Mis conversaciones en Israel me llevan a concluir que estas complejidades obstaculizan el debate robusto, por parte de judíos y árabes por igual, de las implicaciones totales de la anómala existencia de los árabes israelíes. Los parlamentarios radicales y los jóvenes violentos son desechados como marginales que no representan a nadie. En lugar de eso, se escucha que si los árabes israelíes recibieran más respeto y ayudas municipales del gobierno central, el actual descontento se aliviaría; que hay que distinguir entre los árabes de Israel (buenos) y los árabes de Cisjordania y Gaza (malos); y la advertencia de que los árabes israelíes se convertirán en palestinos a menos que Israel les dispense un trato mejor.
Mis interlocutores restaron en general importancia a las preguntas relativas al islam. Casi parecía mal educado mencionar el imperativo islámico de que los musulmanes (que representan el 84% de la población árabe-israelí) se gobiernen solos, y discutir el imperativo islámico de implantar la ley islámica despertó caras de póquer y un cambio en favor de temas más inmediatos.
Este cambio de tema me recordó a Turquía antes de 2002, cuando los turcos convencionales dieron por sentado que la revolución de Atatürk sería permanente y que los islamistas seguirían siendo un fenómeno marginal. Se equivocaron: una década más tarde, los islamistas democráticamente elegidos se hicieron con el poder a finales de 2002, el gobierno electo implantó de forma constante más leyes islámicas y construyó una potencia regional neo-otomana.

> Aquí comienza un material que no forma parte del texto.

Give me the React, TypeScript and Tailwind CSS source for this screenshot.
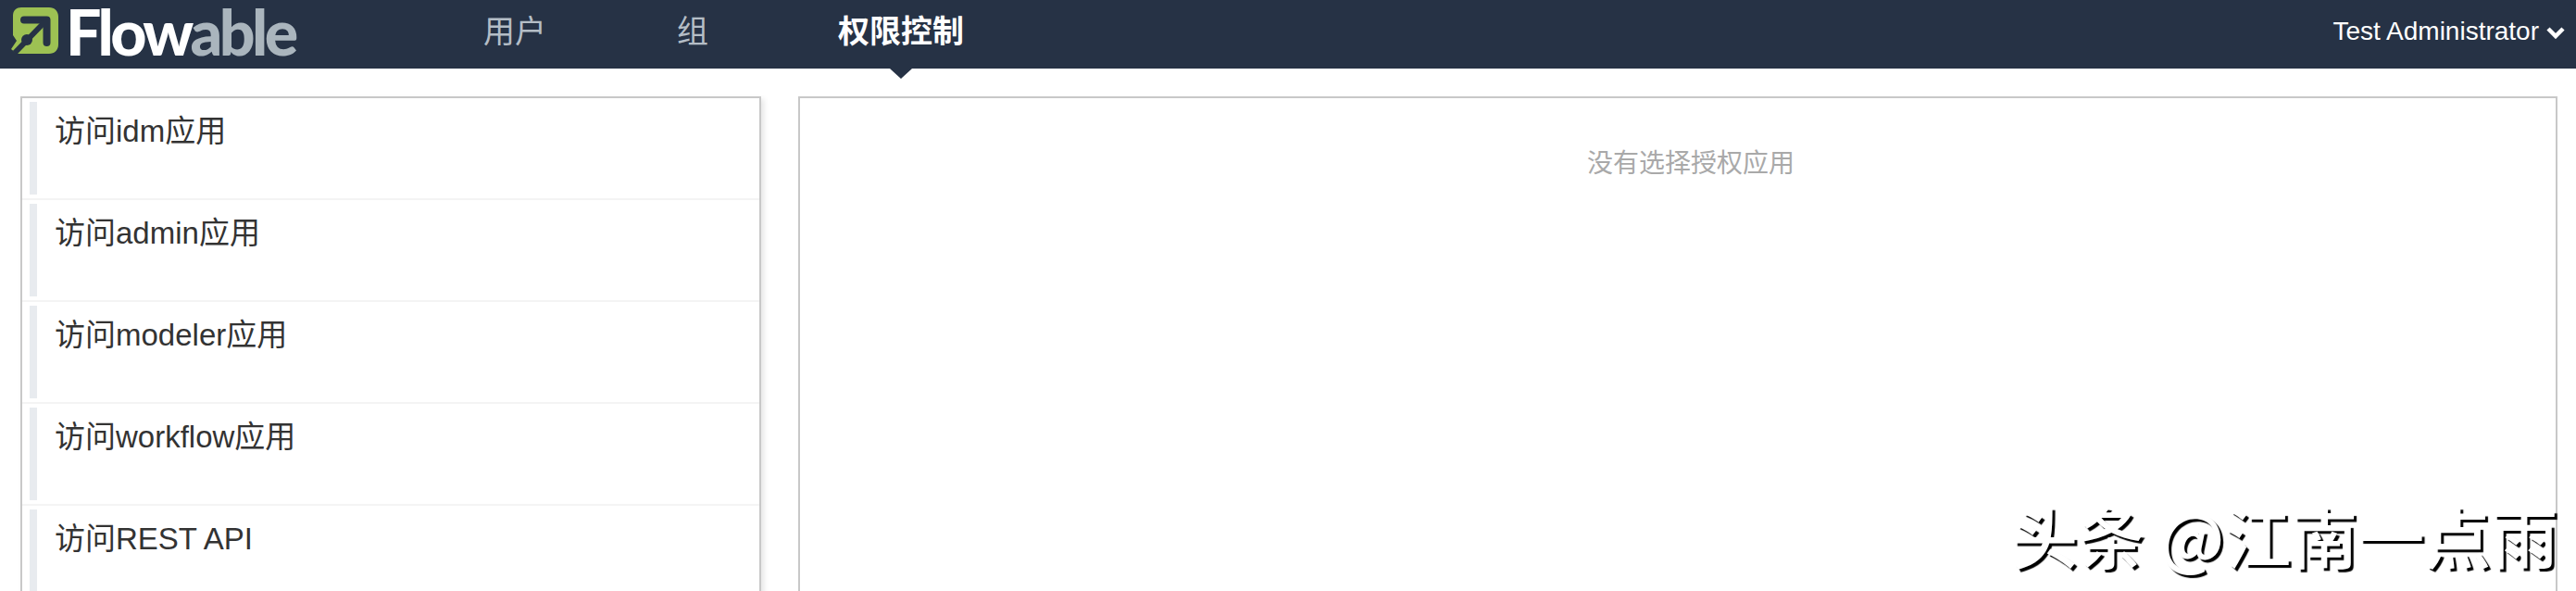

Predigo una evolución similar en Israel, a medida que las paradojas árabes israelíes se vayan volviendo más acusadas. La ciudadanía musulmana de Israel seguirá creciendo en número, conocimientos y confianza, volviéndose más integral para la vida cotidiana del país y simultáneamente más ambiciosa a la hora de descartar la soberanía judía. Esto sugiere que mientras Israel se sobrepone a las amenazas externas, los árabes israelíes surgirán como motivo de inquietud todavía mayor. En la práctica, predigo que van a representar el obstáculo definitivo a la hora de crear la patria judía anticipada por Theodor Herzl y Lord Balfour.
¿Qué puede hacerse? Los cristianos del Líbano perdieron el poder porque incorporaron a demasiados musulmanes y se convirtieron en una proporción demasiado pequeña de la población del país como para gobernarlo. Recordando esta lección, la identidad y la seguridad de Israel exigen minimizar la cifra de ciudadanos árabes - no a base de reducir sus derechos democráticos, y mucho menos a base de deportarlos, sino mediante medidas como ajustar las fronteras Israel, construir barreras a lo largo de las fronteras, implantar políticas de reunificación familiar estrictas, alterar las políticas de natalidad y escrutar minuciosamente las solicitudes de asilo.
Irónicamente, el mayor obstáculo a estas acciones va a ser que la mayoría de los árabes israelíes desean con empatía seguir siendo ciudadanos desleales del Estado judío - en contraste con ser ciudadanos leales de un Estado palestino.
Además, muchos otros musulmanes de Oriente Medio aspiran a convertirse en israelíes - un fenómeno que yo llamo «la aliá musulmana».
Estos gustos, predigo, pondrán obstáculos al gobierno de Israel, que no desarrollará las respuestas idóneas, convirtiendo así la relativa calma de hoy en la crisis de mañana.